-- begin --
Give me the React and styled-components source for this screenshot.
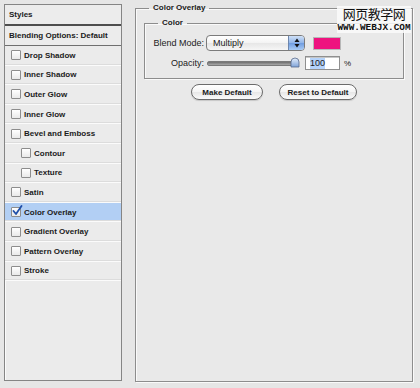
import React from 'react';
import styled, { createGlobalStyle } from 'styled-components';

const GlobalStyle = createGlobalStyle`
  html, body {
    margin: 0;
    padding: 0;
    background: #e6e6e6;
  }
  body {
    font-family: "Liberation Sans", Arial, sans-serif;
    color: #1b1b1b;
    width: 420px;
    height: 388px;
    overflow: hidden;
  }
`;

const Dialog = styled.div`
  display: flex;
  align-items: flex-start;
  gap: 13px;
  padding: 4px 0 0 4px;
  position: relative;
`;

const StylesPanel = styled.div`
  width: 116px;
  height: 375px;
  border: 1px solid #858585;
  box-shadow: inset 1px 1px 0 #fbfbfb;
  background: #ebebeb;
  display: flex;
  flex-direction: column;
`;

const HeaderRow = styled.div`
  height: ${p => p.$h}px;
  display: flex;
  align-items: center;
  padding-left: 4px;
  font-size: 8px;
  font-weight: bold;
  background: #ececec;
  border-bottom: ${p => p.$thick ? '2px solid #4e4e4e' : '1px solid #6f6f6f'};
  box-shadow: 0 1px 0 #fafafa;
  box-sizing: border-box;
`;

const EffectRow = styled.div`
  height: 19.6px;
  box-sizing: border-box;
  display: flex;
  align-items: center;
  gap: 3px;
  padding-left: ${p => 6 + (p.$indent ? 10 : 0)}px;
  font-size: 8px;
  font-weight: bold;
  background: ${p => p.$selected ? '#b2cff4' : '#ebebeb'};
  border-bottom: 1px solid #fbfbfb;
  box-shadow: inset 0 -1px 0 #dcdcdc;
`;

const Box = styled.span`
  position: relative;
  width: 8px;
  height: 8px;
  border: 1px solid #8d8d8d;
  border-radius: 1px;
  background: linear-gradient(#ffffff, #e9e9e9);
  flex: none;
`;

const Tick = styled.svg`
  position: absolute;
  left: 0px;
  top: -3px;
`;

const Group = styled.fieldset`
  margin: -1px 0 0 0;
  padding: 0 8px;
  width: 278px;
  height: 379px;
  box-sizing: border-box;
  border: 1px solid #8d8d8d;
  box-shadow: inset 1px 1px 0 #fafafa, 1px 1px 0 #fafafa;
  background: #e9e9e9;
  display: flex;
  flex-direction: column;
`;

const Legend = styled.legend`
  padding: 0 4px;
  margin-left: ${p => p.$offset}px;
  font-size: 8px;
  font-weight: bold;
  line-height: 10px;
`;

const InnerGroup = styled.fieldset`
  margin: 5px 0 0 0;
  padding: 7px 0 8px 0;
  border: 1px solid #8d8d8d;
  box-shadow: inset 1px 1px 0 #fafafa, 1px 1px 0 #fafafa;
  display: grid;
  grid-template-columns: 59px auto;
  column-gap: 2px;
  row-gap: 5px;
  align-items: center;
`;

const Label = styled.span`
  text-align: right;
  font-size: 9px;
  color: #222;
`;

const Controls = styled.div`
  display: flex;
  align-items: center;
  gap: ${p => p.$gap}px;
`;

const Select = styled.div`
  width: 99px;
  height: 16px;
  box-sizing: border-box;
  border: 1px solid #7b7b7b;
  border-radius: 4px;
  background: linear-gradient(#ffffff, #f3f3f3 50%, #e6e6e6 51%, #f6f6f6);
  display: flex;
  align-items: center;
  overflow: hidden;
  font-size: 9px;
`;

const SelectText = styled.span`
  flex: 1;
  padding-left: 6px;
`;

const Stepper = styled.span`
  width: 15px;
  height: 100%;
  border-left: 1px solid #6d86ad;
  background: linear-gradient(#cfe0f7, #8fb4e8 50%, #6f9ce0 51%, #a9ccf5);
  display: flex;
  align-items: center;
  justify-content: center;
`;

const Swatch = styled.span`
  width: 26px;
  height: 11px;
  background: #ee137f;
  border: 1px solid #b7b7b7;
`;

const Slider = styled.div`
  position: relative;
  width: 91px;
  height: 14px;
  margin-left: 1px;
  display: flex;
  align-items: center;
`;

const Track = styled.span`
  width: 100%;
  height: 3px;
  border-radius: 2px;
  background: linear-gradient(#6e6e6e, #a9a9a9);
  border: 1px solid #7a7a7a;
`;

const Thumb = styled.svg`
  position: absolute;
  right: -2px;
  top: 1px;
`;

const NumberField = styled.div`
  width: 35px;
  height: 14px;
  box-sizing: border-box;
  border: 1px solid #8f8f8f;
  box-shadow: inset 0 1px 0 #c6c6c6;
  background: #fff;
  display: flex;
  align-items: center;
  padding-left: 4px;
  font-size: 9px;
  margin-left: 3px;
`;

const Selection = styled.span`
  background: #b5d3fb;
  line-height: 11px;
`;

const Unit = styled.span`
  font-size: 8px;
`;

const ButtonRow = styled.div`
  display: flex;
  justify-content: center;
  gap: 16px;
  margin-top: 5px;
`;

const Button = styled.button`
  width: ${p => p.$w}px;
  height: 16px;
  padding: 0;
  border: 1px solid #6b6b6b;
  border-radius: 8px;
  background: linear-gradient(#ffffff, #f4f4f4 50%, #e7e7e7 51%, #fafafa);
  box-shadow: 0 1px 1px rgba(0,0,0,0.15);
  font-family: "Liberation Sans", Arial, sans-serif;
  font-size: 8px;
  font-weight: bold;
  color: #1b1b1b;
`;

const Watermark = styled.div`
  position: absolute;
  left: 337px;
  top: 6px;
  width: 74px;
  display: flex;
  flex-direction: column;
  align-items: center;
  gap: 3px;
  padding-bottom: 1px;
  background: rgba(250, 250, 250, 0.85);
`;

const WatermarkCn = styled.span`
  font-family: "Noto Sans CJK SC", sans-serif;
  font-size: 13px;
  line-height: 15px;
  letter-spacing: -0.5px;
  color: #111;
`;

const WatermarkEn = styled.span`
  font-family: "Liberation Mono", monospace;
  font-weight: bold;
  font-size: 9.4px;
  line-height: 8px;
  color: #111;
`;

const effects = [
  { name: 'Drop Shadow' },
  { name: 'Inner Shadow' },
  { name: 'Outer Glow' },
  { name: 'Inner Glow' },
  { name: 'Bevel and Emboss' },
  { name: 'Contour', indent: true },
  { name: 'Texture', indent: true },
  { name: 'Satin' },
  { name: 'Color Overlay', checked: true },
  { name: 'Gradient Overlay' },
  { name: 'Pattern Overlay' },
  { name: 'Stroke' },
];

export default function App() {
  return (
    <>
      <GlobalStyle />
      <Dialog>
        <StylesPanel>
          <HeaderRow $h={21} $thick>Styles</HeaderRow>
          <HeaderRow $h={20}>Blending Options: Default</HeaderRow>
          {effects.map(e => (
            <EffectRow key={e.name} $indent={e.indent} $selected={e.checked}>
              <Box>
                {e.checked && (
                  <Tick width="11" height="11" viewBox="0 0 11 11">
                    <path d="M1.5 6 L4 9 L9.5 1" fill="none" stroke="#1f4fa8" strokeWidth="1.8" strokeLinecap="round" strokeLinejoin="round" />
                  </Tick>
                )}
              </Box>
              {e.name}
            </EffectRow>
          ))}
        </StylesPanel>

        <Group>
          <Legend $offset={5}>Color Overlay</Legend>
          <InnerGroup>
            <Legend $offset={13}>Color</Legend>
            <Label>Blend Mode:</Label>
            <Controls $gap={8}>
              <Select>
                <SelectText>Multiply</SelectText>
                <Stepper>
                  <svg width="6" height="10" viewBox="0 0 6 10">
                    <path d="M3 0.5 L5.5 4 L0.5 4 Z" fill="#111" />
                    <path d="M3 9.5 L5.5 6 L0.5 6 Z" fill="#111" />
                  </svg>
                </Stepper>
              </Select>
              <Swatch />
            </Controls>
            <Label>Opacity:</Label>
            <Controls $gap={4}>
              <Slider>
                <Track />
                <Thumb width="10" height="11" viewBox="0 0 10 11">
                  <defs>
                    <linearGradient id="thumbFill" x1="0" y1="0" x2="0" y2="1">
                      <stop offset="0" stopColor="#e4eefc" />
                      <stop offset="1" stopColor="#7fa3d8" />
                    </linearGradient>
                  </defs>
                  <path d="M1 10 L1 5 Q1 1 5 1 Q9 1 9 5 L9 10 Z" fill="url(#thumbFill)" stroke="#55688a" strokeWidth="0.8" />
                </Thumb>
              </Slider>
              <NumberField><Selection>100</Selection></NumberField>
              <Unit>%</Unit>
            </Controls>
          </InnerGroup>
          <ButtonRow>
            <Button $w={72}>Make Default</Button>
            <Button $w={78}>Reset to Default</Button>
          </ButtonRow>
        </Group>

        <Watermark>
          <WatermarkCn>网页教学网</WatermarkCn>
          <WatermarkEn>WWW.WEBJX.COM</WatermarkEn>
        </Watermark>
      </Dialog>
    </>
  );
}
-- end --
What to do>
For each line above that contains the word "React", copy that line.

Solution to the problem>
Give me the React and styled-components source for this screenshot.
import React from 'react';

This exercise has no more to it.